Mailbag 221: What does Auburn need to show early in SEC play?
This week: Concerns through three games, pass protection, Cam Coleman, the QB of the future, basketball uniforms and Chaos Auburn
AUBURN — Welcome to the first big weekend of Auburn football season.
When Auburn beat Baylor on a Friday night a few weeks ago, it was a good sign for the program. The Tigers went out and beat a quality opponent away from Jordan-Hare Stadium, and they did it with great efficiency and patience on offense. Even with the defensive issues, there were signs of potential growth on the field.
Three weeks later, we’re going to start to find out how much of that was for real — or how much of it was a product of a less-talented Week 1 opponent.
By the time you’re reading this Friday morning, I’ll be on my way to Oklahoma. Auburn’s trip to Norman for the first time in SEC play is a potential needle-mover for a program that needs more of those under Hugh Freeze. It’s the return of Jackson Arnold, but it could also be the return of Auburn football to more national prominence.
The first quarter of the 2025 season featured a 3-0 start for Auburn and a lot of learning. The second quarter is going to be much more critical, just like it is in an actual football game. If the Tigers are putting their recent struggles behind them and moving forward this fall, what they do in these next couple of trips will matter a lot.

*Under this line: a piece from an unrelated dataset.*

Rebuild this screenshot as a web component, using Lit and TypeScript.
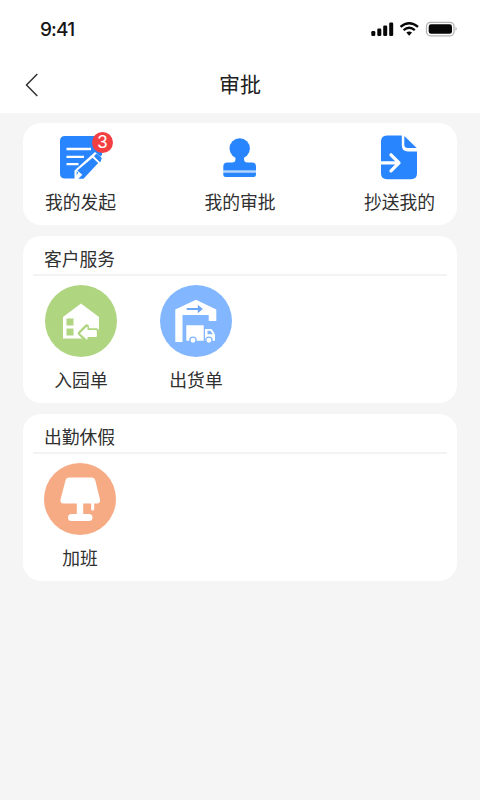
import { LitElement, html, css, svg } from "lit";
import { customElement } from "lit/decorators.js";

const icons = {
  started: svg`<svg class="glyph" viewBox="0 0 54 54" width="54" height="54">
    <path d="M5 6H42V25L19 48.500H5Q0 48.500 0 43.500V11Q0 6 5 6Z" fill="#2885fe"/>
    <path d="M6.500 19H31M6.500 26.800H24M6.500 34.200H18.500" stroke="#fff" stroke-width="2.300"/>
    <path d="M35 22L44 29.500L25 51L14.500 52L14.500 40.500Z" fill="#fff"/>
    <path d="M36.500 24L41.300 28L40 31.800L34.500 26.300Z" fill="#2885fe" stroke="#2885fe" stroke-linejoin="round"/>
    <path d="M32.600 27.800L38.200 33L23.500 48.700H18.300L22.300 44.800L17.300 40.500Z" fill="#2885fe"/>
    <path d="M16.800 41.300L18.200 42.500L16.500 45.500Z" fill="#2885fe"/>
  </svg>`,
  stamp: svg`<svg class="glyph stamp" viewBox="0 0 54 54" width="54" height="54">
    <circle cx="26.700" cy="18.500" r="10.200" fill="#2885fe"/>
    <path d="M22.500 26H31V29Q31 32.500 34.500 32.500H39Q43 32.500 43 36.500V40.700H10.300V36.500Q10.300 32.500 14.300 32.500H19Q22.500 32.500 22.500 29Z" fill="#2885fe"/>
    <path d="M10.300 40.500H43V43H10.300Z" fill="#b5d5ff"/>
    <path d="M10.300 42.700H43V44.500Q43 47 40.500 47H12.800Q10.300 47 10.300 44.500Z" fill="#2885fe"/>
  </svg>`,
  copied: svg`<svg class="glyph copied" viewBox="0 0 54 54" width="54" height="54">
    <path d="M19 5.500H33.800V15Q33.800 21.500 40 21.500H49V43.500Q49 49.200 43 49.200H19Q13 49.200 13 43.500V11.500Q13 5.500 19 5.500Z" fill="#2885fe"/>
    <path d="M36.300 6L48.700 18H40Q36.300 18 36.300 14.500Z" fill="#2885fe"/>
    <path d="M13 32.800H29M23 24.800L31 32.800L23 40.800" fill="none" stroke="#fff" stroke-width="3.300" stroke-linecap="round" stroke-linejoin="round"/>
  </svg>`,
  house: svg`<svg class="disc" viewBox="0 0 72 72" width="72" height="72">
    <circle cx="36" cy="36" r="36" fill="#afd580"/>
    <path d="M18 32L36 18.500L54 32V45H46V53.500H18Z" fill="#fff"/>
    <path d="M21.500 33.500H28.500V40.500H21.500ZM21.500 43.500H28.500V50.500H21.500Z" fill="#afd580"/>
    <path d="M35 48.300L41.700 41.700V45.500H51.500V51.700H41.700V54.500Z" fill="#afd580" stroke="#afd580" stroke-width="4.500" stroke-linejoin="round"/>
    <path d="M35.500 48.300L42 42V45.500H51.300V51.500H42V54.300Z" fill="#fff" stroke="#fff" stroke-width="1" stroke-linejoin="round"/>
  </svg>`,
  truck: svg`<svg class="disc" viewBox="0 0 72 72" width="72" height="72">
    <circle cx="36" cy="36" r="36" fill="#82b6ff"/>
    <path d="M15.300 24.500L36 14.700L56.300 24.500V36H48.700V30H22.500V57H15.300Z" fill="#fff"/>
    <path d="M26.700 24H39" stroke="#6da6f5" stroke-width="2"/>
    <path d="M37.800 19.800L42.800 24L37.800 28.200Z" fill="#6da6f5"/>
    <path d="M26.300 40.300H43.700V55.800H26.300ZM45 44H50.500Q52 44 53 46L55 49.500V55.800H45Z" fill="#fff"/>
    <path d="M47.500 45.800H50.500L52.800 49.300H47.500Z" fill="#82b6ff"/>
    <g fill="#fff" stroke="#82b6ff" stroke-width="1.300"><circle cx="33" cy="55.200" r="3.100"/><circle cx="48.900" cy="55.200" r="3.100"/></g>
  </svg>`,
  lamp: svg`<svg class="disc" viewBox="0 0 72 72" width="72" height="72">
    <circle cx="36" cy="36" r="36" fill="#f7ab84"/>
    <path d="M25.500 14.500H47.500Q50.500 14.500 51.300 17.500L56 36.500Q56.500 40.500 53 40.500H19.500Q16 40.500 16.500 36.500L21.500 17.500Q22.300 14.500 25.500 14.500Z" fill="#fff"/>
    <path d="M32.800 39H39.200V51H45Q48.500 51 48.500 54.500Q48.500 58 45 58H27.500Q24 58 24 54.500Q24 51 27.500 51H32.800Z" fill="#fff"/>
    <path d="M48.700 40V46" stroke="#fff" stroke-width="3" stroke-linecap="round"/>
  </svg>`,
};

@customElement("app-root")
export class AppRoot extends LitElement {
  static styles = css`
    :host {
      display: block;
      min-height: 800px;
      background: #f5f5f5;
      color: #303030;
      font-family: "Liberation Sans", "Noto Sans CJK SC", sans-serif;
      font-size: 17.800px;
      line-height: 26px;
    }
    * { box-sizing: border-box; }
    svg { display: block; }
    header { height: 113px; background: #fff; }
    .status {
      display: flex;
      align-items: center;
      justify-content: space-between;
      height: 57px;
      padding: 0 22px 0 40px;
    }
    .time {
      padding-top: 2px;
      font: 500 19px/24px Inter, sans-serif;
      letter-spacing: -0.850px;
      color: #151515;
    }
    .nav {
      display: grid;
      grid-template-columns: 70px 1fr 70px;
      height: 56px;
      align-items: center;
    }
    .back { margin-left: 24px; }
    h1 {
      margin: 0;
      font-size: 21px;
      line-height: 30px;
      font-weight: 400;
      text-align: center;
      color: #202020;
    }
    main {
      display: flex;
      flex-direction: column;
      gap: 11px;
      padding: 10px 23px;
    }
    .card { border-radius: 18px; background: #fff; }
    .shortcuts {
      display: flex;
      justify-content: space-between;
      height: 102px;
      padding: 7px 22px 0;
    }
    .shortcut { position: relative; width: 71px; }
    .glyph { margin: 0 0 6px 15px; }
    .glyph.stamp { margin-left: 8px; }
    .glyph.copied { margin-left: 4px; }
    .shortcut span { display: block; white-space: nowrap; }
    .shortcut .badge {
      position: absolute;
      left: 47px;
      top: 2px;
      width: 21px;
      height: 21px;
      border-radius: 50%;
      background: #f43f42;
      color: #fff;
      font-size: 18px;
      line-height: 21px;
      text-align: center;
    }
    .group { height: 167px; padding: 10px 10px 0; }
    h2 {
      margin: 0;
      height: 30px;
      padding: 1px 0 0 11px;
      border-bottom: 2px solid #f3f3f3;
      font-size: 17.800px;
      line-height: 26px;
      font-weight: 400;
    }
    .apps { display: flex; gap: 43px; padding: 9px 0 0 12px; }
    .app { width: 72px; text-align: center; }
    .disc { margin-bottom: 11px; }
    .leave { padding-left: 11px; }
  `;

  private shortcut(icon: unknown, label: string, count = 0) {
    return html`<div class="shortcut">
      ${icon}<span>${label}</span>
      ${count ? html`<span class="badge">${count}</span>` : ""}
    </div>`;
  }

  private app(icon: unknown, label: string) {
    return html`<div class="app">${icon}<div>${label}</div></div>`;
  }

  render() {
    return html`
      <header>
        <div class="status">
          <span class="time">9:41</span>
          <svg viewBox="0 0 88 18" width="88" height="18">
            <g fill="#080808">
              <rect x="1.300" y="11" width="4" height="5" rx="1.200"/>
              <rect x="7.300" y="8.500" width="4" height="7.500" rx="1.200"/>
              <rect x="13.200" y="5.500" width="4" height="10.500" rx="1.200"/>
              <rect x="19.200" y="2.500" width="4" height="13.500" rx="1.200"/>
              <path d="M36.300 12.500Q39.200 10.700 42 12.500L39.200 15.800Z"/>
            </g>
            <path d="M30.500 6.800Q39.200 -0.500 48 6.800M33.600 10.200Q39.200 5.500 44.800 10.200" fill="none" stroke="#080808" stroke-width="2.400"/>
            <rect x="56.500" y="2.300" width="27.500" height="13.500" rx="4" fill="#fff" stroke="#b4b4b4" stroke-width="1.300"/>
            <rect x="58.700" y="4.300" width="23.300" height="9.500" rx="2.400" fill="#080808"/>
            <path d="M85.500 6.800Q88 8.800 85.500 11Z" fill="#aaa"/>
          </svg>
        </div>
        <div class="nav">
          <svg class="back" viewBox="0 0 16 26" width="16" height="26">
            <path d="M13.300 2L2.500 13L13.300 24" fill="none" stroke="#333" stroke-width="1.500"/>
          </svg>
          <h1>审批</h1>
        </div>
      </header>
      <main>
        <section class="card shortcuts">
          ${this.shortcut(icons.started, "我的发起", 3)}
          ${this.shortcut(icons.stamp, "我的审批")}
          ${this.shortcut(icons.copied, "抄送我的")}
        </section>
        <section class="card group">
          <h2>客户服务</h2>
          <div class="apps">${this.app(icons.house, "入园单")}${this.app(icons.truck, "出货单")}</div>
        </section>
        <section class="card group">
          <h2>出勤休假</h2>
          <div class="apps leave">${this.app(icons.lamp, "加班")}</div>
        </section>
      </main>
    `;
  }
}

That’s the subject of the first question for this week’s mailbag. We’ll also update our list of preseason concerns for Auburn football, along with a discussion of passing game strategy against Oklahoma, looking at a couple of big names and digging into a little bit of recruiting before a lightning round of non-football questions at the end.
Thanks as always for reading, listening and subscribing to The Observer. The fact that I get to go on these trips and cover these teams for y’all only happens because of your support. I’m not getting reimbursed for any of this, but I’ve never had to worry a single second about finances in the now-six seasons of doing this. That will never be taken for granted on our end.
Let’s go.
What do we need to see from Auburn during the next three games to feel confident about the remaining games on the schedule and that the team has taken a step forward from previous years? Do they need to come away with at least one win to feel like real progress has been made?
Owen
Short answer: Yes. If Auburn goes 0-3 for its next three games, it would be safe to say that the program hasn’t taken that step forward and improvement isn’t there yet. Improved stats or closer scores are fine. It’s beyond time to start seeing real results.
Let’s consider an Auburn team that is 3-3 at the halfway point of the season. That team would have beaten Baylor on the road and won two paycheck games. Outside of the Iron Bowl at the end of the season, the wins available the rest of the way would be Missouri, Arkansas, Vanderbilt and Kentucky. Well, Auburn has beaten teams of that caliber — including those exact ones — multiple times in this streak of losing seasons.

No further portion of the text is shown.